Viven los partidos políticos de la observación minuciosa de los errores de sus oponentes, empleando la mayor parte de su discurso en la crítica destructiva de las faltas ajenas sin contemplar siquiera la autocrítica como medida necesaria para un mejor desempeño de las propias funciones.
Se enzarzan en reiterativos discursos contra la inútil mediocridad de los adversarios, que agradan ante sus entregados seguidores, evitando exhaustivamente implicarse de forma contundente en abrir las ventanas de su ideario para que los que aún no se han decidido por una determinada corriente, puedan llegar a decidir su inclinación política por amor a una ideología, en lugar de por rencor hacia las otras.
Queda claro que en el momento en que un ciudadano alcanza la mayoría de edad, adquiere una inusitada importancia para los que aspiran al poder y pasa, de un plumazo, de ser adolescente a votante representando un nombre en una golosa lista que todos quieren llevar a su terreno como logro de sus aspiraciones gubernamentales, sin importar el convencimiento que en la doctrina elegida pueda tener el recién llegado a los colegios electorales.

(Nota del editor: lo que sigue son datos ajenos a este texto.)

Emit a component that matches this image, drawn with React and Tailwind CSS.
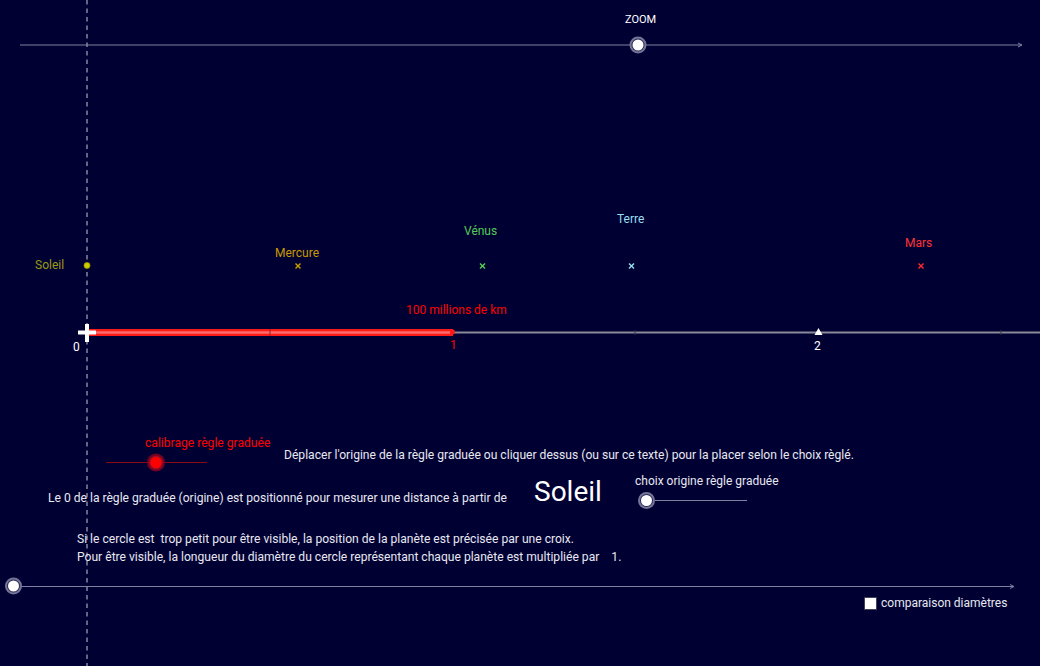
import React from "react";

function Knob({ cx, cy }) {
  return (
    <g>
      <circle cx={cx} cy={cy} r="8.5" fill="#75759a" />
      <circle cx={cx} cy={cy} r="6.5" fill="#2a2a55" />
      <circle cx={cx} cy={cy} r="5.5" fill="#ffffff" />
    </g>
  );
}

function Cross({ x, y, color }) {
  return (
    <g stroke={color} strokeWidth="1.4">
      <line x1={x - 2.5} y1={y - 2.5} x2={x + 2.5} y2={y + 2.5} />
      <line x1={x - 2.5} y1={y + 2.5} x2={x + 2.5} y2={y - 2.5} />
    </g>
  );
}

export default function App() {
  return (
    <div
      className="relative w-[1040px] h-[666px] overflow-hidden bg-[#000033] text-[12px] leading-[14px] text-[#e8e8f0]"
      style={{ fontFamily: "Roboto, 'Liberation Sans', sans-serif" }}
    >
      <svg className="absolute inset-0" width="1040" height="666" viewBox="0 0 1040 666">
        {/* dashed vertical line */}
        <line x1="87" y1="0" x2="87" y2="666" stroke="#c8c8d4" strokeWidth="1" strokeDasharray="4.5 4" />

        {/* top zoom slider */}
        <line x1="20" y1="45" x2="1022" y2="45" stroke="#8080a0" strokeWidth="1" />
        <path d="M1018 43 L1022 45 L1018 47" fill="none" stroke="#8080a0" strokeWidth="1" />
        <Knob cx={638} cy={45} />

        {/* Soleil point and planet crosses */}
        <circle cx="87" cy="265.5" r="3" fill="#cccc00" stroke="#9a9a00" strokeWidth="0.8" />
        <Cross x={298} y={266} color="#c89a00" />
        <Cross x={482.5} y={266} color="#55cc55" />
        <Cross x={631.5} y={266} color="#99ddee" />
        <Cross x={921} y={266} color="#ff2a2a" />

        {/* axis */}
        <line x1="87" y1="332.5" x2="1040" y2="332.5" stroke="#8a8a9a" strokeWidth="2" />
        <line x1="635" y1="330" x2="635" y2="335" stroke="#333344" strokeWidth="1" />
        <line x1="1001" y1="330" x2="1001" y2="335" stroke="#333344" strokeWidth="1" />
        <line x1="87" y1="332.5" x2="453" y2="332.5" stroke="#ff1a1a" strokeWidth="7" />
        <line x1="90" y1="332.5" x2="450" y2="332.5" stroke="#ff6a6a" strokeWidth="2.5" />
        <line x1="270" y1="329" x2="270" y2="336" stroke="#992222" strokeWidth="1" />
        <circle cx="452.5" cy="332" r="2.5" fill="#ff1a1a" />
        <path d="M814.5 335 L818.5 328 L822.5 335 Z" fill="#ffffff" />
        {/* origin cross */}
        <line x1="78" y1="332.5" x2="96" y2="332.5" stroke="#ffffff" strokeWidth="4" />
        <line x1="87" y1="324" x2="87" y2="342" stroke="#ffffff" strokeWidth="4" />

        {/* calibrage slider */}
        <line x1="106" y1="462.5" x2="207" y2="462.5" stroke="#8a0a14" strokeWidth="1" />
        <circle cx="156" cy="462.5" r="9" fill="#7a0020" />
        <circle cx="156" cy="462.5" r="6.8" fill="#a0102a" />
        <circle cx="156" cy="462.5" r="5.5" fill="#ff0000" />

        {/* choix origine slider */}
        <line x1="646" y1="500.5" x2="747" y2="500.5" stroke="#8080a0" strokeWidth="1" />
        <Knob cx={646.5} cy={500.5} />

        {/* bottom slider */}
        <line x1="13" y1="586.5" x2="1014" y2="586.5" stroke="#8080a0" strokeWidth="1" />
        <path d="M1010 584.5 L1014 586.5 L1010 588.5" fill="none" stroke="#8080a0" strokeWidth="1" />
        <Knob cx={13.5} cy={586} />
      </svg>

      {/* labels placed on the geometry canvas */}
      <div className="absolute left-[625px] top-[13px] text-[11px] text-white">ZOOM</div>
      <div className="absolute left-[35px] top-[258px] text-[#9a9a14]">Soleil</div>
      <div className="absolute left-[275px] top-[246px] text-[#c89a00]">Mercure</div>
      <div className="absolute left-[464px] top-[224px] text-[#55cc55]">Vénus</div>
      <div className="absolute left-[617px] top-[212px] text-[#99ddee]">Terre</div>
      <div className="absolute left-[905px] top-[236px] text-[#ff3333]">Mars</div>
      <div className="absolute left-[406px] top-[303px] text-[#ff0000]">100 millions de km</div>
      <div className="absolute left-[73px] top-[340px] text-white">0</div>
      <div className="absolute left-[450px] top-[338px] text-[#ff0000]">1</div>
      <div className="absolute left-[814px] top-[339px] text-white">2</div>

      <div className="absolute left-[145px] top-[436px] text-[12.1px] text-[#ff0000]">calibrage règle graduée</div>
      <div className="absolute left-[284px] top-[448px] text-[12.1px]">
        Déplacer l'origine de la règle graduée ou cliquer dessus (ou sur ce texte) pour la placer selon le choix règlé.
      </div>
      <div className="absolute left-[48px] top-[491px] text-[12.1px]">
        Le 0 de la règle graduée (origine) est positionné pour mesurer une distance à partir de
      </div>
      <div className="absolute left-[534px] top-[476px] text-[28px] leading-[32px] text-white">Soleil</div>
      <div className="absolute left-[635px] top-[474px]">choix origine règle graduée</div>
      <div className="absolute left-[77px] top-[532px] flex flex-col gap-[4px] text-[12.1px]">
        <span>Si le cercle est&nbsp; trop petit pour être visible, la position de la planète est précisée par une croix.</span>
        <span>Pour être visible, la longueur du diamètre du cercle représentant chaque planète est multipliée par&nbsp;&nbsp;&nbsp; 1.</span>
      </div>

      <label className="absolute left-[864px] top-[596px] flex items-center gap-[4px]">
        <span className="block w-[13px] h-[13px] bg-white border border-[#444455] rounded-[1px]" />
        <span className="text-[12px] leading-[14px] text-[#e8e8f0]">comparaison diamètres</span>
      </label>
    </div>
  );
}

La técnica del desgaste ha funcionado a las mil maravillas en nuestra última etapa democrática convirtiéndose a los ojos de quien quiera mirar en algo que convive con nosotros a diario, que se expande por todos los canales informativos hasta llegar a nuestros hogares y que incluso cosecha ejemplos a otros niveles que nada tienen que ver con la política, como si hubiera un empeño en mostrar la cara más amarga de una convivencia institucional que ni siquiera se molesta ya en reflexionar sobre un posible enriquecimiento de sus variadas filosofías con que ganar adeptos a formaciones que, en algunos casos, contemplan más de un siglo de historia.
De este modo, es natural que el ciudadano no sepa discernir entre la procedencia de los unos y los otros y que frecuentemente se oiga en la calle la coletilla de “son todos iguales”, no sin cierta razón que lo avale al contemplar la línea de los discursos.
Han matado los conceptos de derecha e izquierda construyendo un amasijo de seres maledicientes contra la labor ajena carentes de una diferenciación capaz de hacer reconocibles unas señas de identidad necesarias para mover las conciencias, sin dar importancia a sufrir una pérdida paulatina de rasgos característicos que son, al fin y al cabo, las fuentes de que se nutre toda ideología.
Sólo importa arrancar la risa fácil de un auditorio previamente ganado, la ovación recurrente cada vez que se ridiculiza al otro y el tan apreciado voto de los que nunca acaban de inclinar su balanza hacia ningunas siglas y que resulta fácilmente obtenible con la ironía barata y la agresión verbal escrita en todas las páginas de todos los discursos.
No queda un solo líder capaz de sostener sus propuestas en la solidez de su convencimiento sin tener que apelar al desprestigio bufonesco o a la investigación profunda de las equivocaciones de la oposición.
De ahí el desinterés de las masas por la vida pública y el mortal aburrimiento que provocan las retransmisiones de las sesiones del Parlamento o la desidia de la juventud ante lo que más debía preocuparle de cara a su futuro.
Podrían preguntarse de qué hablarían, si por esas casualidades que se dan en la vida, un día se levantasen y los otros no hubieran cometido ningún error. Acaso así, les surgiera la necesidad de un profundo análisis de sí mismos y empezaran a construir algo nuevo que reportara un triunfo merecidamente ganado.